I bet you have customers who never delete anything out of their Inbox, or if they do, they never empty their deleted items folder. If they are using Outlook PST files, they will sooner or later reach the maximum file size possible and their mail will break (actually, with Outlook it will usually break before that). Sometimes you can fix it with SCANPST.EXE, sometimes you can't.

If you are using Imap or Kerio Outlook connector, you won't see quite the same problem. Kerio stores mail messages individually on the server, so you are never in danger of reaching file size limits - well, technically you still could because the directory itself could grow too large, but that would take an unimaginable number of messages.

Even so, having a lot of messages is a problem. It slows things down: if you have 40,000 messages in your INBOX, think about what happens at the system level when a new message arrives. That directory with 40K items already in it has to be scanned to find a free spot to stick the new entry. It takes time to scan a big directory; if you have dozens of users all with giant INBOX files, the arrival of new email can really slow the system down. That's just the OS: Kerio itself maintains indexes of the messages, and every new message requires adding to that ever growing index.
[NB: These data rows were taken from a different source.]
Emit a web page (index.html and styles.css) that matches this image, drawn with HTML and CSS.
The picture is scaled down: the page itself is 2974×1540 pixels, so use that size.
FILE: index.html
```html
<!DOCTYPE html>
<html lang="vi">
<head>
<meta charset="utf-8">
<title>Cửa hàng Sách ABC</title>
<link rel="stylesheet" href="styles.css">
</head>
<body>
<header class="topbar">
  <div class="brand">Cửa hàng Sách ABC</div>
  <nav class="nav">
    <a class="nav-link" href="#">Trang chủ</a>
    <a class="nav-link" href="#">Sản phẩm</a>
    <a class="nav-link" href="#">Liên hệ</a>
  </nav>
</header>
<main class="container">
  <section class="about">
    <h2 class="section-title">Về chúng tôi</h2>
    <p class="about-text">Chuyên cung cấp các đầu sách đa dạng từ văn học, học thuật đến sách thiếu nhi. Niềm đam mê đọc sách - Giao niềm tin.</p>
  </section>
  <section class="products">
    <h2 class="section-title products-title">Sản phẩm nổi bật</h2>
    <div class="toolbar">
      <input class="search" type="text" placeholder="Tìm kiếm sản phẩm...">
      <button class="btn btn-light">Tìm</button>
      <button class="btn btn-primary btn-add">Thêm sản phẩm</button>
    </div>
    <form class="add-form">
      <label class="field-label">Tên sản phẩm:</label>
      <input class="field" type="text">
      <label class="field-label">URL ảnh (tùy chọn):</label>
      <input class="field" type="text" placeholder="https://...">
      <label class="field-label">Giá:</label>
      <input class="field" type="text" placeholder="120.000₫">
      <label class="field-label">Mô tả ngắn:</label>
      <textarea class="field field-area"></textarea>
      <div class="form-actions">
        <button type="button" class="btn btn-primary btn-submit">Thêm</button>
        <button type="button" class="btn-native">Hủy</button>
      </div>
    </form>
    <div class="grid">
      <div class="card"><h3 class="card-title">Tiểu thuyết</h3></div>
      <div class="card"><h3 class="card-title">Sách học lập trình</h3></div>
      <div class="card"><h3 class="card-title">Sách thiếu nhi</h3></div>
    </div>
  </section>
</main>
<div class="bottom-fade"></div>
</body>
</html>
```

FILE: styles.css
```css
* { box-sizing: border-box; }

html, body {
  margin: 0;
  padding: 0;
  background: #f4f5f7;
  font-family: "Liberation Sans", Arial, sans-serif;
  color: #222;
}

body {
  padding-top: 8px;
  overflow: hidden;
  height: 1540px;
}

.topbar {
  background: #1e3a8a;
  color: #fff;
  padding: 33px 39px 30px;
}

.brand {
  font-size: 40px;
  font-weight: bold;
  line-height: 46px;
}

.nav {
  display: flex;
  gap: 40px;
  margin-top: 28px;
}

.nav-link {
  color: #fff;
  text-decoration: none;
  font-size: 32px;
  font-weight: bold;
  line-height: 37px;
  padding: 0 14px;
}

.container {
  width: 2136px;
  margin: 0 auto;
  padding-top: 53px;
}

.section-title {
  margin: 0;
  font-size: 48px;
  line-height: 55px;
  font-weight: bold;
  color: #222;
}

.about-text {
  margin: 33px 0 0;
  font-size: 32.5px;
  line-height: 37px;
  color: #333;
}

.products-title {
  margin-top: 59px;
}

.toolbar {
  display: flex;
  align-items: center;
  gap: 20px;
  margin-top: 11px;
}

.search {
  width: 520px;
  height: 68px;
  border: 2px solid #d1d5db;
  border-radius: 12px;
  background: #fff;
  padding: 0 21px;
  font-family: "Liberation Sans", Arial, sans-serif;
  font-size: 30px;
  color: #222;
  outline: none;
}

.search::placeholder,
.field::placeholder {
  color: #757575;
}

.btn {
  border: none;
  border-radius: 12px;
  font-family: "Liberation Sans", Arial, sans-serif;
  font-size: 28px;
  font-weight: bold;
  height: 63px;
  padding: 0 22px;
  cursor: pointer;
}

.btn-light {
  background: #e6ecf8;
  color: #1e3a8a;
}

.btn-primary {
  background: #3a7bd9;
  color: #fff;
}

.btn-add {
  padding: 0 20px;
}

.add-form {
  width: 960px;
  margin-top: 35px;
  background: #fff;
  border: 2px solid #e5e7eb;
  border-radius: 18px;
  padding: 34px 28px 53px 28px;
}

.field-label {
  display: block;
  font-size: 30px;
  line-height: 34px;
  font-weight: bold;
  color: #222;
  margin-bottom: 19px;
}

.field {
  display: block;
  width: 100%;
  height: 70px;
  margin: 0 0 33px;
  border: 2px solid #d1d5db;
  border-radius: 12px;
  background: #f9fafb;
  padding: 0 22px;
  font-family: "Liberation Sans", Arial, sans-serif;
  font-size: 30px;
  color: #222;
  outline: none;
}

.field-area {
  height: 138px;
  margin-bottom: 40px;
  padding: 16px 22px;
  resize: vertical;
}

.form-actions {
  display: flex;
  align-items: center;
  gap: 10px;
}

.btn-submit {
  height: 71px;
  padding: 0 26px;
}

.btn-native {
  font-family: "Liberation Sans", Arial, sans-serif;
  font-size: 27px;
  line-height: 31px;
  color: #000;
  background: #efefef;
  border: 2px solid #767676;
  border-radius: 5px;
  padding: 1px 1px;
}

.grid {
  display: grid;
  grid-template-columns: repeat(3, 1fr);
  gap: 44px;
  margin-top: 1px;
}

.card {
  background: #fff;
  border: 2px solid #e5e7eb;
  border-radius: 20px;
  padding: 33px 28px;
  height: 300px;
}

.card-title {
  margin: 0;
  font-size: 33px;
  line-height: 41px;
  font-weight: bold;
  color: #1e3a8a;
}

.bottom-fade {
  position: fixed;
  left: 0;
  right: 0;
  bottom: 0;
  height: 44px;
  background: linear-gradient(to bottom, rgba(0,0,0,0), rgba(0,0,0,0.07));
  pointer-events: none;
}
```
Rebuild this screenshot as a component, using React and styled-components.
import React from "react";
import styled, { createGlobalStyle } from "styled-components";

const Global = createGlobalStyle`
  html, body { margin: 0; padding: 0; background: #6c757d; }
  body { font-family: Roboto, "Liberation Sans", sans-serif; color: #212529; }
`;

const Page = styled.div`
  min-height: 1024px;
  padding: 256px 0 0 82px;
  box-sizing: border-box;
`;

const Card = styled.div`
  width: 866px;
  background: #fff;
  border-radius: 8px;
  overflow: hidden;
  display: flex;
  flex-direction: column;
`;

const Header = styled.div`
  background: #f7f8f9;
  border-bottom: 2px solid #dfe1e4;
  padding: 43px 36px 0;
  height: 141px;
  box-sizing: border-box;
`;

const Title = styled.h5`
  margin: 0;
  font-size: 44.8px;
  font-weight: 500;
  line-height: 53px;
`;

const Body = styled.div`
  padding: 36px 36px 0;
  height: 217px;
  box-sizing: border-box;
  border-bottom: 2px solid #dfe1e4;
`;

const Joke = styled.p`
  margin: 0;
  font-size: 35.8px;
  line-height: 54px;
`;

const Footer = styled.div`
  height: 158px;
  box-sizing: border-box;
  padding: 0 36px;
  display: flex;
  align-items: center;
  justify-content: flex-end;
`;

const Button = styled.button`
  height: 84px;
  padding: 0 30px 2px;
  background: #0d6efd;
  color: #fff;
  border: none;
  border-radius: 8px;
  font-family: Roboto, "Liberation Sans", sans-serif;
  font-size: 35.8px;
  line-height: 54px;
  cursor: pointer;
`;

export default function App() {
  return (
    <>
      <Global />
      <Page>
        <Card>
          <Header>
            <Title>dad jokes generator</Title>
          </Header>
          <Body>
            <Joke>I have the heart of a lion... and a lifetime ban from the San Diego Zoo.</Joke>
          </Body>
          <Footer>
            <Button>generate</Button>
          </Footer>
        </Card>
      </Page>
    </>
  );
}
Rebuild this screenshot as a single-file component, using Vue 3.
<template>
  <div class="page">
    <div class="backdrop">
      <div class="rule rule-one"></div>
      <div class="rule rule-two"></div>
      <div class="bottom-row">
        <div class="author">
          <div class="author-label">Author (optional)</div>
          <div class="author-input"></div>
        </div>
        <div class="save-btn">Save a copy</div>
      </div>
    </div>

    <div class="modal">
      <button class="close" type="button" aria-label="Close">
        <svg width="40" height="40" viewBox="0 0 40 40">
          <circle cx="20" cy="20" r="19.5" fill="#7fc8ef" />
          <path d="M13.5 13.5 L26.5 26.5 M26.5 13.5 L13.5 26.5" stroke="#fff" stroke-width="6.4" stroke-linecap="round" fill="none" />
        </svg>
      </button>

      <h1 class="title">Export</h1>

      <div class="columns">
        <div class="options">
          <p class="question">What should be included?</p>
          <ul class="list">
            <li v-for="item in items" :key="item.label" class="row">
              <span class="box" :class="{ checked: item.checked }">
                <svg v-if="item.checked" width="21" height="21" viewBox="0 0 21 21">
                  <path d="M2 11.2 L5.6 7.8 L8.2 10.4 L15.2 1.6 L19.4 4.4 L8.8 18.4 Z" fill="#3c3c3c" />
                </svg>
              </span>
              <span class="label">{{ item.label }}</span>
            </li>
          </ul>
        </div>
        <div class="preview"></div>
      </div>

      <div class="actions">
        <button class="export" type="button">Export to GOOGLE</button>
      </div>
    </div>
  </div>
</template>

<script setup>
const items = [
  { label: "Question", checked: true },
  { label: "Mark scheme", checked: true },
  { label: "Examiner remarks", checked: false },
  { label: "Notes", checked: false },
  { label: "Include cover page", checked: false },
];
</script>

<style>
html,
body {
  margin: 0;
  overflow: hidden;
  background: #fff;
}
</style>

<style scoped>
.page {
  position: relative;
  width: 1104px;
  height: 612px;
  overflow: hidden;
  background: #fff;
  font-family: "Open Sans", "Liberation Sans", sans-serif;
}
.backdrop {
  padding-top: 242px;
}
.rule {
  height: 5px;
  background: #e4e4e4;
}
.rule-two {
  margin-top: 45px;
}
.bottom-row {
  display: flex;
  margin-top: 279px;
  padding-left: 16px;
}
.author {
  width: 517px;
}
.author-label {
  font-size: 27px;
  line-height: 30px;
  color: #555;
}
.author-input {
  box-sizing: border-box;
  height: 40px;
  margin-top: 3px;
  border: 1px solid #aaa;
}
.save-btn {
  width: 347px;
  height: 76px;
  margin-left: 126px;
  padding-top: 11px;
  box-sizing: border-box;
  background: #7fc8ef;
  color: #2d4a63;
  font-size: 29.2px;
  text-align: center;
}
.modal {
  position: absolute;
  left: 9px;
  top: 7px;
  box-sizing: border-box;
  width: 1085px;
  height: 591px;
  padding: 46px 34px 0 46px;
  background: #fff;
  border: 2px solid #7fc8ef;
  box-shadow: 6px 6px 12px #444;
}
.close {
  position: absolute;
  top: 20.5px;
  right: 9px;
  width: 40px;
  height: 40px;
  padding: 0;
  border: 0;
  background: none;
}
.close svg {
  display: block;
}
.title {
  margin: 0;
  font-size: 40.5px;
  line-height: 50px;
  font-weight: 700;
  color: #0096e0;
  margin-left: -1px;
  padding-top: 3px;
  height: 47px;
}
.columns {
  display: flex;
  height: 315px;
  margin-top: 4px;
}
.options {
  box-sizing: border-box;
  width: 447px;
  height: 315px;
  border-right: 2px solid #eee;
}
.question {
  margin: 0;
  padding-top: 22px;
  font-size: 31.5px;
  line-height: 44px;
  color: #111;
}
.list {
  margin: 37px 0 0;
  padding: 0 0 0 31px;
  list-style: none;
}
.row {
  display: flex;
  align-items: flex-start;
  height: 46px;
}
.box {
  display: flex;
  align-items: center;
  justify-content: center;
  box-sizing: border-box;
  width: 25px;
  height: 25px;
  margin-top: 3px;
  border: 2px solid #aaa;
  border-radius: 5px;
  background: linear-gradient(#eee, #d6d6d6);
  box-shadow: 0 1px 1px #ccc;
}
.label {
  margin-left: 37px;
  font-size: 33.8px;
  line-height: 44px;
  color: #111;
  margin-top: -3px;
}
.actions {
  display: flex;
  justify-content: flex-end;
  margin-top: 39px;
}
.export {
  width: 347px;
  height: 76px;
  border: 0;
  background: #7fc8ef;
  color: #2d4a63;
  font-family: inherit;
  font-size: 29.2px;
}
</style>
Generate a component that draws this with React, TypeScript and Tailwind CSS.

Note that there's nothing wrong with having large mail folders. It's having large mail folders that need to be accessed frequently (INBOX, Junk Mail, Deleted Items) that is the problem.

So what's the solution? Well, you could just drag and drop a bunch of messages into a new folder, and if you had been doing that regularly before you got up to tens of thousands of messages, that's fine. But once you get a very large directory, it stays large even when it becomes mostly empty - it still takes extra time to scan through it. So what to do?

With Kerio, the solution is pretty simple. Stop the mailserver. That's usually done with the Kerio Engine Monitor, though on Linux you can do it with "/etc/init.d/keriomailserver stop". Now rename the oversized directories to something else. You might rename INBOX as "Inbox200805", for example. Do the same for large Delete Items and Junk mail folders. Restart the server; new mail will cause Kerio to automatically create any folders it needs (INBOX, etc.), but they will now be small and quickly scanned.

It's that easy, and it can really improve performance.

As with anything like this, be sure to have adequate backups before implementing this procedure.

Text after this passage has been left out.